Der Brief gehört zusammen mit Goethes Brief vom 16. Februar 1827 zu insgesamt sechs überlieferten Briefen des Dichters an Friederike, über deren Verbleib seit Jahrzehnten nichts mehr bekannt war. Einen weiteren Brief Goethes an Friederike konnte das Archiv bereits 2001 erwerben, ein anderer befindet sich heute in Krakau, von den übrigen zwei Briefen fehlt nach wie vor jede Spur. Da die Ausfertigungen der neu erworbenen, sehr inhaltsreichen Goethe-Briefe den Bearbeitern der Weimarer Ausgabe nicht vorgelegen haben, konnten sie dort nur nach dem Konzept gedruckt werden. Der Erwerb der beiden Briefe für das Goethe- und Schiller-Archiv ist daher ein unschätzbarer Gewinn, da er die Möglichkeit bietet, die Brieftexte in der hier entstehenden historisch-kritischen Edition sämtlicher Briefe Goethes nach der Ausfertigung zu drucken.

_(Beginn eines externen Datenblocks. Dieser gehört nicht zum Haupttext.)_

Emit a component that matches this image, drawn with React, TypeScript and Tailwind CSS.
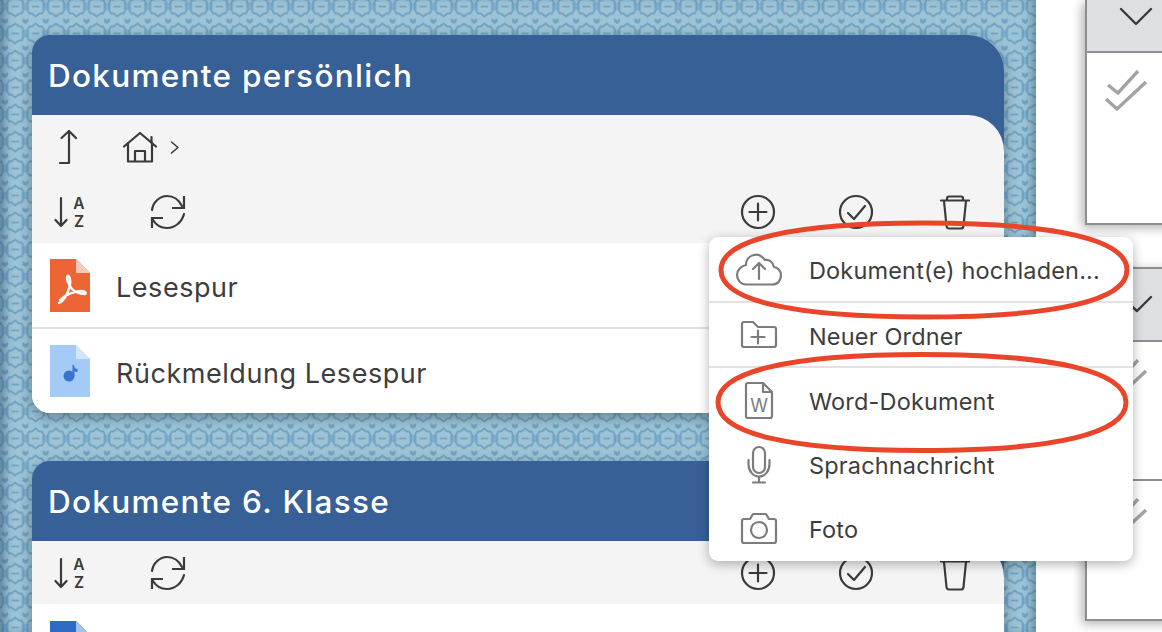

Insgesamt ist die neu erworbene Sammlung von Goethe-Autographen von höchstem Rang, indem sie den in Weimar als UNESCO-Weltkulturerbe aufbewahrten Dichternachlass in besonders glücklicher Weise ergänzt und Lücken schließt, die Eckermann mit der Schenkung der Autographen an die Königin Friederike gerissen hat.